September 6, 2017
This is the second of a series in which I take questions from Shari Lawrence Pfleeger on the poetry writing process.
Shari: How much should a poet reveal of herself and her life experience? Should the poems be universal, or is it okay to describe a very particular experience or feeling, regardless of whether the reader will understand it?
This is one of those questions that has changed for me as I grow into my writing life. Ten years ago, say, I would have talked about the two poles of the universal and the personal and how good poetry interweaves both. But the more I read, and write, and live my life in this world, the less I believe in any clear demarcation that separates the personal from any other kind of writing.
For one thing, it seems to me that there are very few human experiences that are utterly sui generis. You don’t have to have killed a spouse to understand Othello’s jealousy; you don’t have to have had a psychological breakdown to understand the pain in much of Anne Sexton’s early poetry. If the only thing at stake in a given poem is the personal experience itself, that may not be enough to make a compelling poem. But the poet may have to write to and through that experience to find what else is at stake in this particular content.

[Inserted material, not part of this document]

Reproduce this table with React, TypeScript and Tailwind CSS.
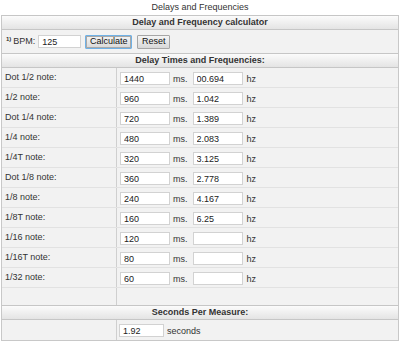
import React from 'react';

const rows = [
  { label: 'Dot 1/2 note:', ms: '1440', hz: '00.694' },
  { label: '1/2 note:', ms: '960', hz: '1.042' },
  { label: 'Dot 1/4 note:', ms: '720', hz: '1.389' },
  { label: '1/4 note:', ms: '480', hz: '2.083' },
  { label: '1/4T note:', ms: '320', hz: '3.125' },
  { label: 'Dot 1/8 note:', ms: '360', hz: '2.778' },
  { label: '1/8 note:', ms: '240', hz: '4.167' },
  { label: '1/8T note:', ms: '160', hz: '6.25' },
  { label: '1/16 note:', ms: '120', hz: '' },
  { label: '1/16T note:', ms: '80', hz: '' },
  { label: '1/32 note:', ms: '60', hz: '' },
];

function Field({ value, className = 'w-[50px]' }: { value: string; className?: string }) {
  return (
    <input
      readOnly
      value={value}
      className={`${className} h-[13px] border border-[#d2d2d2] bg-white px-[3px] text-[9px] leading-none text-[#222] outline-none`}
    />
  );
}

function Header({ children }: { children: React.ReactNode }) {
  return (
    <div className="flex h-[15px] items-center justify-center border-y border-[#c6c6c6] bg-gradient-to-b from-[#fbfbfb] to-[#e4e4e4] text-[9px] font-bold text-[#333]">
      {children}
    </div>
  );
}

export default function App() {
  return (
    <div className="h-[343px] w-[400px] bg-white text-[9px] text-[#333]" style={{ fontFamily: '"Liberation Sans", Arial, sans-serif' }}>
      <div className="flex h-[15px] items-center justify-center pt-[1px] text-[9px] text-[#333]">Delays and Frequencies</div>

      <div className="mx-[1px] border-x border-b border-[#c8c8c8] bg-[#f2f2f2]">
        <Header>Delay and Frequency calculator</Header>

        {/* BPM row */}
        <div className="flex h-[23px] items-center pl-[4px]">
          <sup className="mr-[2px] text-[6px] font-bold">1)</sup>
          <span>BPM:</span>
          <Field value="125" className="ml-[3px] w-[43px]" />
          <button className="ml-[4px] h-[14px] w-[47px] rounded-[1px] border border-[#6fb1e6] bg-gradient-to-b from-[#f5f5f5] to-[#d8d8d8] text-[9px] leading-none text-[#111] shadow-[inset_0_0_0_1px_#a8a8a8]">
            Calculate
          </button>
          <button className="ml-[5px] h-[14px] w-[33px] rounded-[1px] border border-[#a6a6a6] bg-gradient-to-b from-[#f5f5f5] to-[#d8d8d8] text-[9px] leading-none text-[#111]">
            Reset
          </button>
        </div>

        <Header>Delay Times and Frequencies:</Header>

        {rows.map((r) => (
          <div key={r.label} className="flex h-[20px] border-b border-[#e2e2e2]">
            <div className="w-[115px] border-r border-[#cfcfcf] pl-[3px] pt-[3px]">{r.label}</div>
            <div className="flex items-start pl-[3px] pt-[4px]">
              <Field value={r.ms} />
              <span className="ml-[3px] pt-[1px]">ms.</span>
              <Field value={r.hz} className="ml-[5px] w-[50px]" />
              <span className="ml-[4px] pt-[1px]">hz</span>
            </div>
          </div>
        ))}

        <div className="flex h-[17px]">
          <div className="w-[115px] border-r border-[#cfcfcf]" />
        </div>

        <Header>Seconds Per Measure:</Header>

        <div className="flex h-[20px]">
          <div className="w-[115px] border-r border-[#cfcfcf]" />
          <div className="flex items-start pl-[2px] pt-[4px]">
            <Field value="1.92" className="w-[45px]" />
            <span className="ml-[3px] pt-[1px]">seconds</span>
          </div>
        </div>
      </div>
    </div>
  );
}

Also, how many experiences have only one dimension, or one level? I believe that at least two streams have to be running through or feeding a poem for it to reach its reader, but the way those come together can be magically unpredictable. Those different streams can be thematic or imagistic or structural or musical, but a one-idea poem is like a one-idea song – boring, repetitive, insular. Perhaps the best way to illustrate what I mean is through an example from my own work.
In my second poetry collection, Orpheus in the Park, I was exploring ancient myths for contemporary resonances. One of the myths I thought a lot about was the story of Hephaestus being tossed off of Olympus by either his father, Zeus, or his mother, Hera – as with so many myths, there are several versions – in one of the many stories involving their tumultuous marriage. The story had a personal dimension for me. A man I had known and loved for many years had been abandoned by his mother to his abusive father when he was only 15 years old. The man I knew became, like Hephaestus, a very fine artist, in part, it seemed to me, as a way to work through or with his pain.
But the poem quickly grew beyond that personal impetus to write it. As I was working on it, there was an item of national news that many may remember: A woman named Susan Smith claimed that she and her two sons had been carjacked and kidnapped, and that the kidnapper, a black man, killed her kids. When it came to light that she had made up the story, and killed the boys herself, I began to think more about Hera’s state of mind and heart: What would drive a mother to try to kill her own child? And so that became another layer of the poem, as did imagining the act itself. Universal, personal – the lines became blurred very quickly.
Here is the finished poem, as it appeared in the collection:
Hephaestus and Hera
How could she abandon the boy who only asked
that she protect him from his father? How could
the mother throw up her hands, cast out
the child she’d made to help her in her loneliness —
for already her husband wanders, ignores
the plaintive tone of her voice, turns the sounds
that not so long ago had won his heart
against her as he heads for the door. She covers
her swollen eyes with layers of make-up. And now
she looks at the boy she might have loved
and sees only herself, what she has become — pathetic,
miserable, a devoted wife turned to tricks beneath
any courtesan. For what is a child, after all,
but a string that attaches mother to father? How could she
believe she could make something perfect
all of her own? In the dark she leads him outside,
walks, holding his hand, to the edge of the cliff,
fakes one step as if into the air, and then, when
he follows, lets go of his hand. As she returns
to her room, she covers her ears from his cries. And he
uncoils his body from the crumple of his fall, touches
his injured foot, and stares up at the place from which
his mother’s face still fades between the stars.
There are losses we cannot allow ourselves to know.
For now, he begins to work a fallen branch into the shape
of a splint for his foot. Then he changes his mind,
and begins to make something called art.
“Hephaestus and Hera,” from Orpheus in the Park, © Rose Solari 2005.